In general there are two common approaches when estimating the size of a market: Bottom-up and Top-down. While each approach the challenge from opposite angles, each serves its specific function to highlight certain aspects and opportunities of a market. In best cases, both are relied upon to support the decision-making of investing in a new product, feature or business.

Top-down generally looks at a market from a total size of a market (number of companies, investments, revenue, etc.), and then step-by-step narrowing down the focus to the segments that are relevant for your business depending on a number of assumptions and facts that support your estimate. Top-down can also include factors such as macro-economic conditions, competitiveness, the market size of competitors, etc.

Bottom-up typically starts by looking at quantifying specific customer segments one at a time, and then in aggregate numbers determine the size of a market. In this way, step-by-step increasing and widening the focus, a detailed picture emerges of the larger opportunity and the components and boundaries of a market. Compared to the Top-down approach, Bottom-up is typically much more time-consuming, but tends to yields a more reliable and higher-quality estimate of a market.

Total Market Potential, TAM, SAM, and ESAM.

When estimating and describing the size of a market, the below terms and concepts are often found:

  • Total Market Potential (Total Market). Describes the potential sales value of a product or service within a specific market over a specified timeframe. Total Market = # of Opportunities x Average Sales Price of Opportunities.

  • Total Addressable Market (TAM). Describes the potential sales value of a product in what is considered an addressable part of the market over a specific timeframe. TAM = Total Market x % of the Market or Segment that considered addressable.

  • Segment Addressable Market (SAM). Describes the potential sales value of a specific target segment in a market over a specific time frame in regards to the company's strategy, business model and delivery capabilities for that particular segment. SAM = TAM x % of Targetable Opportunities specific to a Business Model or Strategy.

  • Expected Share of Addressable Market (ESAM). Describes the portion of SAM which a company expects to be won for its product or service over a specific time frame. ESAM = SAM x % Expected Win Rate.

Going from top to down, from Total Market to ESAM, the estimated market size narrows down significantly. While Total Market can reasonably quickly be estimated or gained from a market or industry report, estimating SAM and ESAM is usually more time and resource consuming as a more thorough analysis is needed. While Total Market can be vague and tends to be a large and debatable number, SAM and ESAM are more specific and concrete. The value of narrowing down the focus to SAM and ESAM is that the figures tend to become more tangible and realistic as they are more thought through and viewed through the segmentation prism as well as the company's specific strategy and business model. Worth noting is that each term has its own set of limitations, assumptions and benefits; but each holds its own weight when considering and estimating market sizes and market assumptions.

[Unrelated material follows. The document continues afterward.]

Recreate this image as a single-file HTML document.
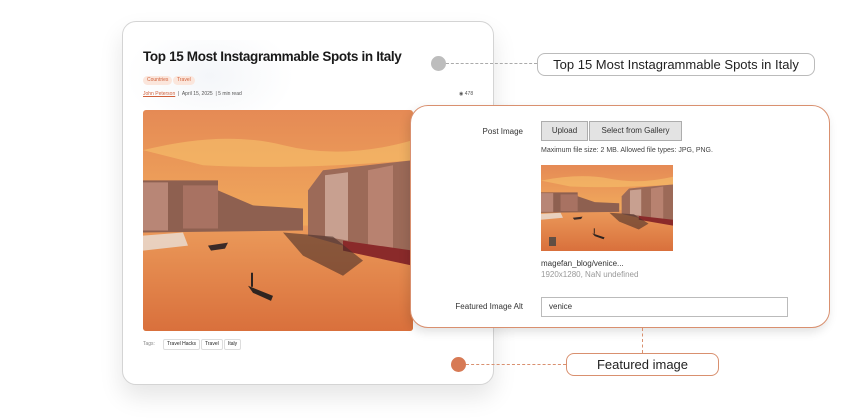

Time and Resource Constraints

When looking at a market and its segments to select which to target first, time and resource constraints should be included in the decision-process. In most cases, pursuing all market segments simultaneously is not possible due to limitations in available time, resources and maintaining of quality indicators. As such, it's crucial to determine which segment to start with, the reasons why, and the reasons why the other segments should wait. The selection of which segment to start with should not only consider the segment size and value; but also, how strong your product-market-fit is in the specific segment and how you can use your presence in the selected segment as a base for further expansion. As you should be able to see now, the extension and fulfilling of your product-road-map gains importance as it will need to be tailored to the segments you intend to capture along your growth journey from one segment to another. This is why your strategy, business model, and value proposition are critical elements when considering market segments, SAM and ESAM.


When considering to investing in a new market, product or feature - and especially when raising capital - the more specific you can be in terms of your market estimates and segments the better.

While big numbers measurements such as Total Market Potential may give an overview of the larger opportunity, it is the more tangible and specific SAM and ESAM that will help you to gain your investors' confidence in your assumptions, estimations and plans.

Investing for the future (project, product, feature, market) is always fraught with risk, and a strategy to reduce risks is to base your plans on tangible and realistic assumptions and numbers. Is it worth spending the time and effort to research and quantify ESAM and SAM? To a certain degree, yes, especially if you expect others to invest their money and buy into your plan.